▶ **Exercise**
Pick out every line holding the string "that" and copy it.

◇ ◇ ◇

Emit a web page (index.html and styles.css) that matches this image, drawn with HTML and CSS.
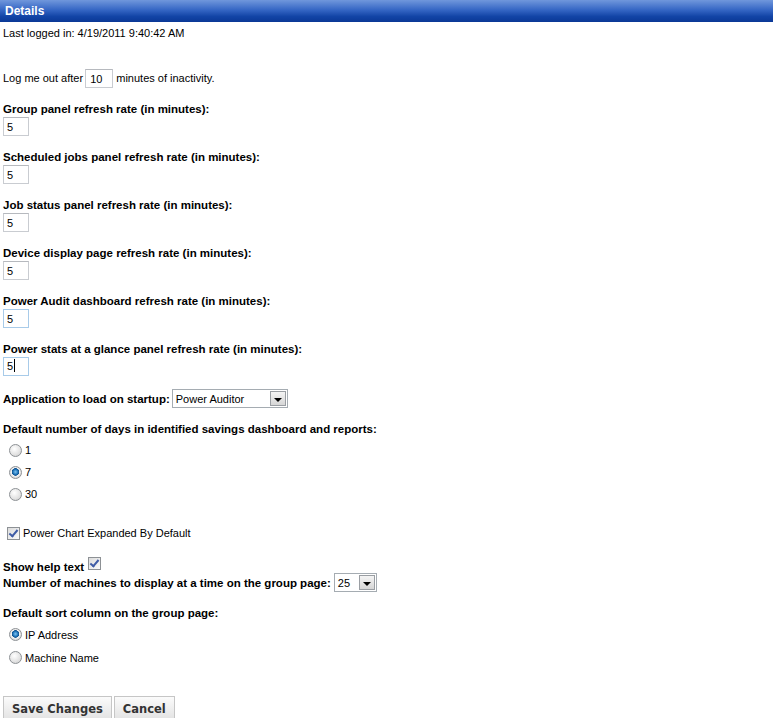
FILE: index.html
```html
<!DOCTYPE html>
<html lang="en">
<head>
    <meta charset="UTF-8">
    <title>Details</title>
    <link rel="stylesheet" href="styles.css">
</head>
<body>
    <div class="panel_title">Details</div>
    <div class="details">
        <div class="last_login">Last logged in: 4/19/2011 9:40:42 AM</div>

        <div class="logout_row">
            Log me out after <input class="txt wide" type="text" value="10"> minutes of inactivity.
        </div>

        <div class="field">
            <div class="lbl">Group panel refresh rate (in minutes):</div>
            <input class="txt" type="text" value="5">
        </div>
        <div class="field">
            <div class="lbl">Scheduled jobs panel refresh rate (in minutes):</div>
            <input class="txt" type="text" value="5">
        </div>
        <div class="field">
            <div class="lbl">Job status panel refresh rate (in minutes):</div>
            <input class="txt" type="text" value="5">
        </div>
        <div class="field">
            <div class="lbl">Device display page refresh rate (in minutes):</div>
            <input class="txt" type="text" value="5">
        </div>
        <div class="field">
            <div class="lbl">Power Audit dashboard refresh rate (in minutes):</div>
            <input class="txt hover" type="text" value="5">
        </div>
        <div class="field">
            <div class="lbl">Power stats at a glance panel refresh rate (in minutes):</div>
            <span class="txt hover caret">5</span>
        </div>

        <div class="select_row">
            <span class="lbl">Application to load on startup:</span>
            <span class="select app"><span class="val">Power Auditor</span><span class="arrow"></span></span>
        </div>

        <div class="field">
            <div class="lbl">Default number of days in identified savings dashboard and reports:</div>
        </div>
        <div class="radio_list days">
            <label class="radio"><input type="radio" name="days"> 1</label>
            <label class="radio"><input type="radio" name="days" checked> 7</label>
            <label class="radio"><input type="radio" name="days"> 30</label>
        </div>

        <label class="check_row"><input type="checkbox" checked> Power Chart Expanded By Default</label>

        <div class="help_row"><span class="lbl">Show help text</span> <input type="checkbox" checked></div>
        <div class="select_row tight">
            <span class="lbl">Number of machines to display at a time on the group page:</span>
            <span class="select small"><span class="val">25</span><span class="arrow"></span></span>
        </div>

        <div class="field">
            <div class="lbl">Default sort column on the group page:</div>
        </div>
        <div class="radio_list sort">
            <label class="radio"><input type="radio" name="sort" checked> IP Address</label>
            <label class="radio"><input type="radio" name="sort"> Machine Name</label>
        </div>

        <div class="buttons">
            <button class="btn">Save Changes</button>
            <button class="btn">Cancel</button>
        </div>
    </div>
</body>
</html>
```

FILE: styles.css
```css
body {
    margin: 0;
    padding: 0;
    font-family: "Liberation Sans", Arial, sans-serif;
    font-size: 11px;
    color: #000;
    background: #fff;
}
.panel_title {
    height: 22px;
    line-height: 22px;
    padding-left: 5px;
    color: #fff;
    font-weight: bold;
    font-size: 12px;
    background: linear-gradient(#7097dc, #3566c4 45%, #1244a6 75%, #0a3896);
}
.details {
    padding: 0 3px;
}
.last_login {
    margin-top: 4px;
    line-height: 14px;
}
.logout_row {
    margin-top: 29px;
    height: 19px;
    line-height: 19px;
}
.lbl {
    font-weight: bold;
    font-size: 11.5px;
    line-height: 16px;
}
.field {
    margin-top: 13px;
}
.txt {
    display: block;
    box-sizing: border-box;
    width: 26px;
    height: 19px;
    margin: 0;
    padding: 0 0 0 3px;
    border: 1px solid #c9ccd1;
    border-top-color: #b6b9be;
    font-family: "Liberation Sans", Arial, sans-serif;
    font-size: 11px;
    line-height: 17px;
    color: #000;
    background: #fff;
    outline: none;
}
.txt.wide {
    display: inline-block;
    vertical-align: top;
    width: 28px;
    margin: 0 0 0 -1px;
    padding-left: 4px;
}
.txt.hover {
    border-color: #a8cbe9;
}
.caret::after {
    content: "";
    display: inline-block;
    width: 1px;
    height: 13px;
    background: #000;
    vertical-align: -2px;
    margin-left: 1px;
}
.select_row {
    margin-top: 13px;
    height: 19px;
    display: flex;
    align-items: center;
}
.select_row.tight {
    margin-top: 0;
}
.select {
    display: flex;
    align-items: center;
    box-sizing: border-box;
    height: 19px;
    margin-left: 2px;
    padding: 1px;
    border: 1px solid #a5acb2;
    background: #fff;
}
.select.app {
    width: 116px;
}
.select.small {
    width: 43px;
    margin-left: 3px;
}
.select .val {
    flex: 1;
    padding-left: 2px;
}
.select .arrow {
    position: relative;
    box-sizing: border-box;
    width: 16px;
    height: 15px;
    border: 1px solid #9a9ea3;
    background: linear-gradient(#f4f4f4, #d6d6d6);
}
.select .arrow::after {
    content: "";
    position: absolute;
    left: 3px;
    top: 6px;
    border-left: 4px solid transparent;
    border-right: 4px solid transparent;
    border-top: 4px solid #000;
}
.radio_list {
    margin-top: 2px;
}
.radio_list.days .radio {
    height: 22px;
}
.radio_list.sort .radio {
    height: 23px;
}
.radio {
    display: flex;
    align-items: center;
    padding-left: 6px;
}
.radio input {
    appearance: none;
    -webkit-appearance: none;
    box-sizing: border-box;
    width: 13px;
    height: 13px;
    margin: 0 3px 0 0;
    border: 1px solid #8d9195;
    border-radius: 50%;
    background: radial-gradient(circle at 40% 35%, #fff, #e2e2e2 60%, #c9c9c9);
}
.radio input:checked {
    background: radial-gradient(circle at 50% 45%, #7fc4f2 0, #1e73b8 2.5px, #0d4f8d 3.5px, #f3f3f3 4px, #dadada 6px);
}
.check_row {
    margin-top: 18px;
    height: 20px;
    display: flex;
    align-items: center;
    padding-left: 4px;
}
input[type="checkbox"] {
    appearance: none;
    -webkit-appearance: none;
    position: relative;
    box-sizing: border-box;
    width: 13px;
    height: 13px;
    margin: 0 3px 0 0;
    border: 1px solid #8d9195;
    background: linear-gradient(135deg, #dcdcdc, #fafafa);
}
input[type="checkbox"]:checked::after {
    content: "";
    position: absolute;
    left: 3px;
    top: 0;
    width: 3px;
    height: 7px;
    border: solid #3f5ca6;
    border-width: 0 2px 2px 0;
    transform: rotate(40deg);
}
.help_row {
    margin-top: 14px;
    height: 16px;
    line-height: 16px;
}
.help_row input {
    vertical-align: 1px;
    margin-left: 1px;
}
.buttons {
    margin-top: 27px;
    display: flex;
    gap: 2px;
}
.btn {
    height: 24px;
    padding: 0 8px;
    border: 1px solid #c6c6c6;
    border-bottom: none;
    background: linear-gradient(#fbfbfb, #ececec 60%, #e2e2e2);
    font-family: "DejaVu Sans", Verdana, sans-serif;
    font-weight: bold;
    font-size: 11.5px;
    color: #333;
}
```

◇ ◇ ◇

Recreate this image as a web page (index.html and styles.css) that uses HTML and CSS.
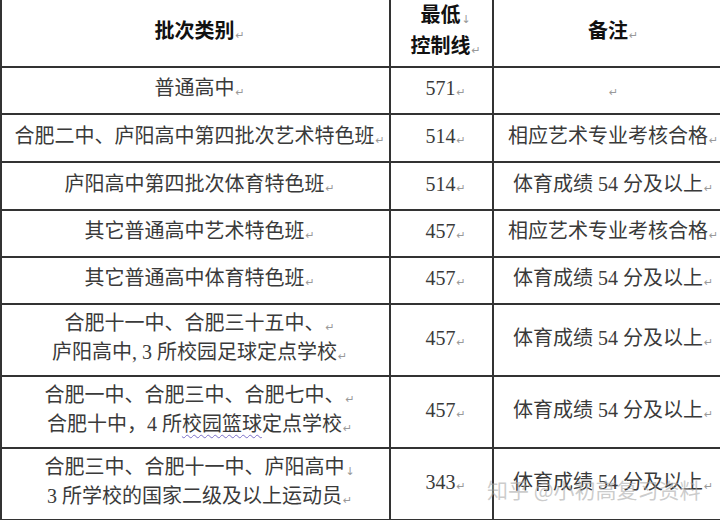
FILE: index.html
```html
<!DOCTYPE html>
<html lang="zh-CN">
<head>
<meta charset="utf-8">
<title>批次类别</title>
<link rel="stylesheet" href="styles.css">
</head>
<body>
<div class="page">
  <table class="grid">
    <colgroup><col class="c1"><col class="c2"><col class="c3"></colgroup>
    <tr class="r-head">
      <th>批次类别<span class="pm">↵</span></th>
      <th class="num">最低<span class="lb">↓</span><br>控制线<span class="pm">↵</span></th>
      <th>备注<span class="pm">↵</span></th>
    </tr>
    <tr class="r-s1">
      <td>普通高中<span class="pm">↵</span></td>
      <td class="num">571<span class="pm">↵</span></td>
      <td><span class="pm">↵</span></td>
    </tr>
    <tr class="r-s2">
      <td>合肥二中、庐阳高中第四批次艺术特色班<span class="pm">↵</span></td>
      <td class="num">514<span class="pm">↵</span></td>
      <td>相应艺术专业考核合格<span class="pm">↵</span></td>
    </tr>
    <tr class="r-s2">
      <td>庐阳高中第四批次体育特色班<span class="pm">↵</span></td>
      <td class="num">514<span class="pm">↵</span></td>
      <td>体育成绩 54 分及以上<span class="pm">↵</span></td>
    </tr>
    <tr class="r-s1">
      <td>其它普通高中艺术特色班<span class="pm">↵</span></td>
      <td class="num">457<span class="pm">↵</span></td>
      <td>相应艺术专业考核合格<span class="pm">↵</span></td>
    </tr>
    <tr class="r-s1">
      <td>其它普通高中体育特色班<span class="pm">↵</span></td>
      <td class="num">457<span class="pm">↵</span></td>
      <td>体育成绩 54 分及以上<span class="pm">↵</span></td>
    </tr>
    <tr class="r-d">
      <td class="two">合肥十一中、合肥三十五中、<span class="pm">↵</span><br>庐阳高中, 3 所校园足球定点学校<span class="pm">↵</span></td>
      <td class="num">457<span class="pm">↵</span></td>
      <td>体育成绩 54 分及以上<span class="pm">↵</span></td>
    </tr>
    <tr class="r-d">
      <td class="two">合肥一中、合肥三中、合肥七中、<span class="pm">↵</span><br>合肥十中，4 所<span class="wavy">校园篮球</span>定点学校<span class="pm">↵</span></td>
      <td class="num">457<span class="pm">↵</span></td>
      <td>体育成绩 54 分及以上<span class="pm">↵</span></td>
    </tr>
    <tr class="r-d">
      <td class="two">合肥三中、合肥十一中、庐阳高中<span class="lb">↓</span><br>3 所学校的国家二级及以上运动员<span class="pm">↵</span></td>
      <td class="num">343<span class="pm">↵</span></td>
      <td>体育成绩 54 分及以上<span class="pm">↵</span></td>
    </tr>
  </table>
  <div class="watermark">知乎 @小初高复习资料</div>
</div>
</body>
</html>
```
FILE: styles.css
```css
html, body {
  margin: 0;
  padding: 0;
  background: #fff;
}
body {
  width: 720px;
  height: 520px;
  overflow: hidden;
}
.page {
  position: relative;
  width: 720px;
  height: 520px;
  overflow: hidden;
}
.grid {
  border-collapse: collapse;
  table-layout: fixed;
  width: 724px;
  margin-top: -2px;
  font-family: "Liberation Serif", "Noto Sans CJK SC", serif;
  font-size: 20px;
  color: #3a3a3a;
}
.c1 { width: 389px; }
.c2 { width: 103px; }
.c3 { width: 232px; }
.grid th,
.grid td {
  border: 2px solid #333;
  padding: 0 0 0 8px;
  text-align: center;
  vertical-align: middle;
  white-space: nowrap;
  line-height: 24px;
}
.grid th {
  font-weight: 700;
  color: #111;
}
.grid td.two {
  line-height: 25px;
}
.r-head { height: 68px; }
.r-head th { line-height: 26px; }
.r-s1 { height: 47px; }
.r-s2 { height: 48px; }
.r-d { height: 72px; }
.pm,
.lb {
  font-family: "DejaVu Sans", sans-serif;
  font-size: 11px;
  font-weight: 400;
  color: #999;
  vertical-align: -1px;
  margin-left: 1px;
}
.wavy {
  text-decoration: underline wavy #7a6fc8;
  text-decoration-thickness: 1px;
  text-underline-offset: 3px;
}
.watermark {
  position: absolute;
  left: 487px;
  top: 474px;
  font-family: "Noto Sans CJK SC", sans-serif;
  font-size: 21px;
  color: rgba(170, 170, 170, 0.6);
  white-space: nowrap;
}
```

◇ ◇ ◇

▶ **Exercise output**
Emit a web page (index.html and styles.css) that matches this image, drawn with HTML and CSS.
Recreate this image as a web page (index.html and styles.css) that uses HTML and CSS.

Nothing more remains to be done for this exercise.